◆ **TASK DETAILS**
Pull every line of the entries that has the word "React".

[BEGIN GIVEN DATA]

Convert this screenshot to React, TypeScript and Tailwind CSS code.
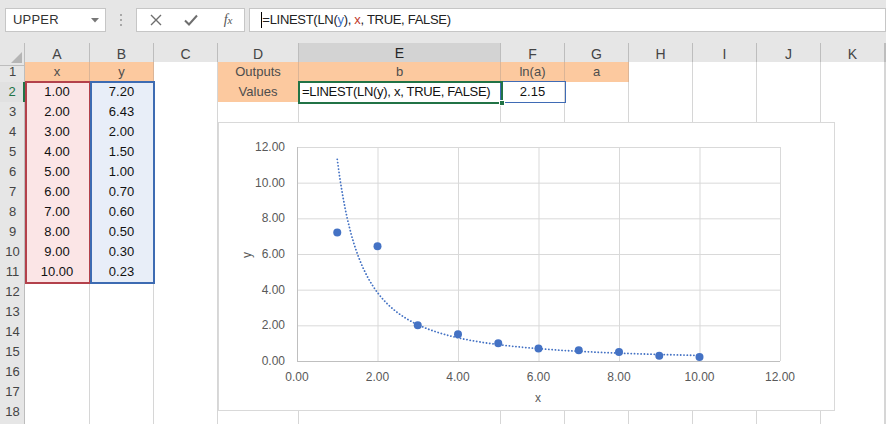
import React from "react";

type Kind = "plain" | "orange" | "pink" | "blue";
type Cell = { t?: string; k?: Kind; left?: boolean; dark?: boolean };

const colWidths = "grid-cols-[25px_65px_64px_64px_81px_202px_64px_64px_64px_64px_64px_64px_1fr]";
const letters = ["A", "B", "C", "D", "E", "F", "G", "H", "I", "J", "K", ""];

const xs = ["1.00", "2.00", "3.00", "4.00", "5.00", "6.00", "7.00", "8.00", "9.00", "10.00"];
const ys = ["7.20", "6.43", "2.00", "1.50", "1.00", "0.70", "0.60", "0.50", "0.30", "0.23"];

function buildRows(): Cell[][] {
  const rows: Cell[][] = [];
  for (let r = 1; r <= 18; r++) {
    const row: Cell[] = [];
    for (let c = 0; c < 12; c++) row.push({ k: "plain" });
    if (r === 1) {
      row[0] = { t: "x", k: "orange" };
      row[1] = { t: "y", k: "orange" };
      row[3] = { t: "Outputs", k: "orange" };
      row[4] = { t: "b", k: "orange" };
      row[5] = { t: "ln(a)", k: "orange" };
      row[6] = { t: "a", k: "orange" };
    }
    if (r >= 2 && r <= 11) {
      row[0] = { t: xs[r - 2], k: "pink", dark: true };
      row[1] = { t: ys[r - 2], k: "blue", dark: true };
    }
    if (r === 2) {
      row[3] = { t: "Values", k: "orange" };
      row[4] = { t: "=LINEST(LN(y), x, TRUE, FALSE)", k: "plain", left: true, dark: true };
      row[5] = { t: "2.15", k: "plain", dark: true };
    }
    rows.push(row);
  }
  return rows;
}

function cellClass(k: Kind | undefined): string {
  if (k === "orange") return "bg-[#fcc99f] border-r border-b border-[#dbb597]";
  if (k === "pink") return "bg-[#fbe5e6] border-r border-b border-[#dad2d3]";
  if (k === "blue") return "bg-[#e8eef8] border-r border-b border-[#d0d7e0]";
  return "bg-white border-r border-b border-[#d6d6d6]";
}

function Chart() {
  const W = 617;
  const H = 289;
  const x0 = 79;
  const y0 = 239;
  const sx = 40.25;
  const sy = 17.833;
  const px = (v: number) => x0 + v * sx;
  const py = (v: number) => y0 - v * sy;
  const ticks = [0, 2, 4, 6, 8, 10, 12];
  const pts = xs.map((x, i) => [parseFloat(x), parseFloat(ys[i])]);
  let d = "";
  for (let x = 1; x <= 10.0001; x += 0.05) {
    const y = 11.31 * Math.pow(x, -1.56);
    d += (d ? " L " : "M ") + px(x).toFixed(2) + " " + py(y).toFixed(2);
  }
  return (
    <svg width={W} height={H} viewBox={`0 0 ${W} ${H}`} className="block">
      <rect x={0.5} y={0.5} width={W - 1} height={H - 1} fill="#ffffff" stroke="#d9d9d9" />
      {ticks.map((t) => (
        <line key={"h" + t} x1={px(0)} x2={px(12)} y1={py(t) + 0.5} y2={py(t) + 0.5} stroke={t === 0 ? "#bfbfbf" : "#d9d9d9"} strokeWidth={1} />
      ))}
      {ticks.map((t) => (
        <line key={"v" + t} x1={px(t) + 0.5} x2={px(t) + 0.5} y1={py(12)} y2={py(0)} stroke={t === 0 ? "#bfbfbf" : "#d9d9d9"} strokeWidth={1} />
      ))}
      {ticks.map((t) => (
        <text key={"yl" + t} x={67} y={py(t) + 4} textAnchor="end" fontSize={12} fill="#595959" fontFamily="'Liberation Sans', Arial, sans-serif">
          {t.toFixed(2)}
        </text>
      ))}
      {ticks.map((t) => (
        <text key={"xl" + t} x={px(t)} y={259} textAnchor="middle" fontSize={12} fill="#595959" fontFamily="'Liberation Sans', Arial, sans-serif">
          {t.toFixed(2)}
        </text>
      ))}
      <text x={320} y={280} textAnchor="middle" fontSize={12} fill="#595959" fontFamily="'Liberation Sans', Arial, sans-serif">
        x
      </text>
      <text x={0} y={0} transform="translate(33 133) rotate(-90)" textAnchor="middle" fontSize={12} fill="#595959" fontFamily="'Liberation Sans', Arial, sans-serif">
        y
      </text>
      <path d={d} fill="none" stroke="#4472c4" strokeWidth={1.8} strokeDasharray="0.1 3.2" strokeLinecap="round" />
      {pts.map(([x, y], i) => (
        <circle key={i} cx={px(x)} cy={py(y)} r={4} fill="#4472c4" />
      ))}
    </svg>
  );
}

export default function App() {
  const rows = buildRows();
  return (
    <div className="w-[886px] h-[424px] overflow-hidden bg-white font-['Liberation_Sans',Arial,sans-serif] text-[13px]">
      {/* Toolbar */}
      <div className="h-[43px] bg-[#e6e6e6] flex items-start pt-[8px] pl-[5px]">
        <div className="w-[101px] h-[24px] bg-white border border-[#c6c6c6] flex items-center justify-between pl-[7px] pr-[6px]">
          <span className="text-[13px] text-[#333333] tracking-[0.2px]">UPPER</span>
          <svg width="8" height="5" viewBox="0 0 8 5">
            <path d="M0 0 L8 0 L4 4.5 Z" fill="#777777" />
          </svg>
        </div>
        <div className="w-[31px] h-[24px] flex flex-col items-center justify-center gap-[3px]">
          <div className="w-[2px] h-[2px] bg-[#a8a8a8]" />
          <div className="w-[2px] h-[2px] bg-[#a8a8a8]" />
          <div className="w-[2px] h-[2px] bg-[#a8a8a8]" />
        </div>
        <div className="w-[109px] h-[24px] bg-white border border-[#c6c6c6] flex items-center">
          <div className="w-[36px] flex justify-center pl-[1px]">
            <svg width="12" height="12" viewBox="0 0 12 12">
              <path d="M1 1 L11 11 M11 1 L1 11" stroke="#6e6e6e" strokeWidth="1.4" fill="none" />
            </svg>
          </div>
          <div className="w-[36px] flex justify-center">
            <svg width="14" height="12" viewBox="0 0 14 12">
              <path d="M1 6.5 L5 10.5 L13 1.5" stroke="#6e6e6e" strokeWidth="2" fill="none" />
            </svg>
          </div>
          <div className="w-[36px] flex justify-center pl-[3px]">
            <span className="font-['Liberation_Serif',serif] italic text-[14px] text-[#555555] leading-none">
              f<span className="text-[11px]">x</span>
            </span>
          </div>
        </div>
        <div className="ml-[4px] w-[640px] h-[24px] bg-white border border-[#c6c6c6] flex items-center pl-[11px]">
          <div className="w-[1px] h-[16px] bg-black" />
          <span className="text-[13px] text-[#222222] tracking-[-0.3px] whitespace-nowrap">
            =LINEST(LN(<span className="text-[#3b6fc4]">y</span>), <span className="text-[#c0392b]">x</span>, TRUE, FALSE)
          </span>
        </div>
      </div>

      {/* Grid */}
      <div className="relative">
        {/* header row */}
        <div className={`grid ${colWidths} h-[19px]`}>
          <div className="bg-[#e6e6e6] border-r border-b border-[#bdbdbd] relative">
            <svg width="11" height="11" viewBox="0 0 11 11" className="absolute right-[2px] bottom-[2px]">
              <path d="M11 0 L11 11 L0 11 Z" fill="#b5b5b5" />
            </svg>
          </div>
          {letters.map((l, i) =>
            l === "E" ? (
              <div key={i} className="bg-[#d3d3d3] border-r border-[#bdbdbd] border-b-2 border-b-[#217346] flex items-center justify-center text-[14px] text-[#262626]">
                {l}
              </div>
            ) : (
              <div key={i} className="bg-[#e6e6e6] border-r border-b border-[#bdbdbd] flex items-center justify-center text-[14px] text-[#444444]">
                {l}
              </div>
            )
          )}
        </div>
        {rows.map((row, ri) => (
          <div key={ri} className={`grid ${colWidths} h-[20px]`}>
            {ri === 1 ? (
              <div className="bg-[#e1e1e1] border-r-2 border-r-[#217346] border-b border-[#c8c8c8] flex items-center justify-center text-[13px] text-[#217346] pl-[1px]">
                {ri + 1}
              </div>
            ) : (
              <div className="bg-[#e6e6e6] border-r border-b border-[#c8c8c8] border-r-[#bdbdbd] flex items-center justify-center text-[13px] text-[#444444] pl-[1px]">
                {ri + 1}
              </div>
            )}
            {row.map((c, ci) => (
              <div
                key={ci}
                className={`${cellClass(c.k)} flex items-center ${c.left ? "justify-start pl-[3px]" : "justify-center"} ${c.dark ? "text-[#111111]" : "text-[#4d4d4d]"} whitespace-nowrap overflow-visible`}
              >
                {c.left ? <span className="tracking-[-0.3px]">{c.t}</span> : c.t}
              </div>
            ))}
          </div>
        ))}
        {/* partial next row (no label visible) */}
        <div className={`grid ${colWidths} h-[4px]`}>
          <div className="bg-[#e6e6e6] border-r border-[#bdbdbd]" />
          {letters.map((l, i) => (
            <div key={i} className="bg-white border-r border-[#d6d6d6]" />
          ))}
        </div>

        {/* range outlines (overlays) */}
        <div className="absolute left-[25px] top-[38px] w-[66px] h-[203px] border-2 border-[#b3414b] pointer-events-none" />
        <div className="absolute left-[90px] top-[38px] w-[65px] h-[203px] border-2 border-[#3d6bb2] pointer-events-none" />
        <div className="absolute left-[500px] top-[38px] w-[66px] h-[22px] border border-[#3f6bb5] pointer-events-none" />
        <div className="absolute left-[298px] top-[38px] w-[205px] h-[23px] border-2 border-[#217346] pointer-events-none" />
        <div className="absolute left-[499px] top-[57px] w-[6px] h-[6px] bg-[#217346] border border-white pointer-events-none" />

        {/* chart */}
        <div className="absolute left-[218px] top-[79px]">
          <Chart />
        </div>
      </div>
    </div>
  );
}
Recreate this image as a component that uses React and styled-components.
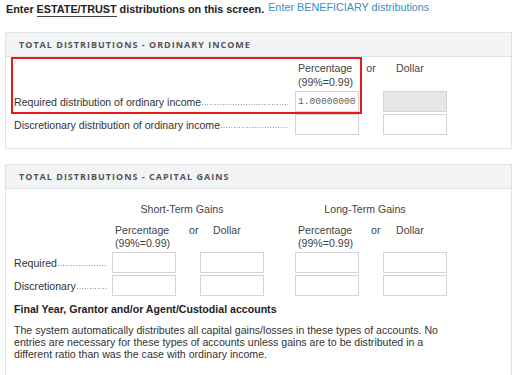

[END GIVEN DATA]

◆ **THE RESULT**
Convert this screenshot to React, TypeScript and Tailwind CSS code.
import React from "react";
Recreate this image as a component that uses React and styled-components.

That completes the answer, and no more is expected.